Toujours est-il que malgré toutes les réserves que l’on peut émettre à l’endroit de cette initiative, le gouvernement lui n’en est pas peu fier. Il a même invité les médias à visiter le site, en présence du ministre de la jeunesse himself. Les invités ont donc pu se balader où ils le voulaient sur le centre, prendre des photos, et discuter avec les pensionnaires (ne soyons pas naïfs, on peut imaginer que les ados ont été briefés avant l’arrivée des journaleux et que les gamins les plus critiques seront au mieux privés de dessert, au pire tâteront du bâton). Et il y a deux semaines, une troupe d’officiels a été invitée pour assister à la cérémonie de remise des diplômes des pensionnaires d’Iwawa. 

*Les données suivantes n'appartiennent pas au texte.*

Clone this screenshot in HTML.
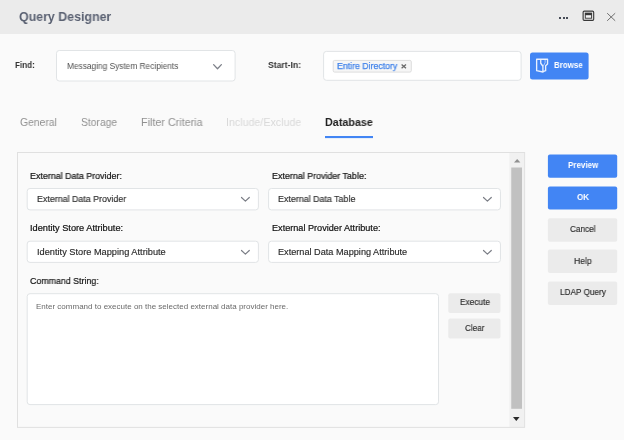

A titre personnel, je suis un peu gêné par ce programme. Venir en aide à des ados sans avenir et désespérés, c’est louable. Mais les envoyer sur une île pendant un an, sans possibilité de changer d’air, sans aucune nouvelle aux parents (quoique le gouvernement a fait des efforts et s’est engagé à donner des droits de visite à la famille), sans aucun procès ni même consultation avec la famille, ça respire pas le respect des droits les plus fondamentaux. Je suis persuadé que ce genre de programmes peut être mené dans de biens meilleures conditions, respectueuses de certaines libertés. L’idée part d’un bon sentiment, mais encore une fois c’est les modalités d’application qui sont douteuses : c’est expéditif, on fait pas de fioritures, et on justifie tout ça au titre de l’efficacité et de la nécessité d’aller de l’avant. Si pour certaines sphères d’action ça peut être compréhensible (CF les sanctions contre ceux qui appellent aux discriminations ethniques), il ne faudrait pas que la méthode soit complètement généralisée. Le développement économique ne doit pas être prétexte à un Etat de droit limité et à des libertés bafouées, sans quoi c’est le chemin vers la démocratie, déjà difficile, qui s’en trouve altéré.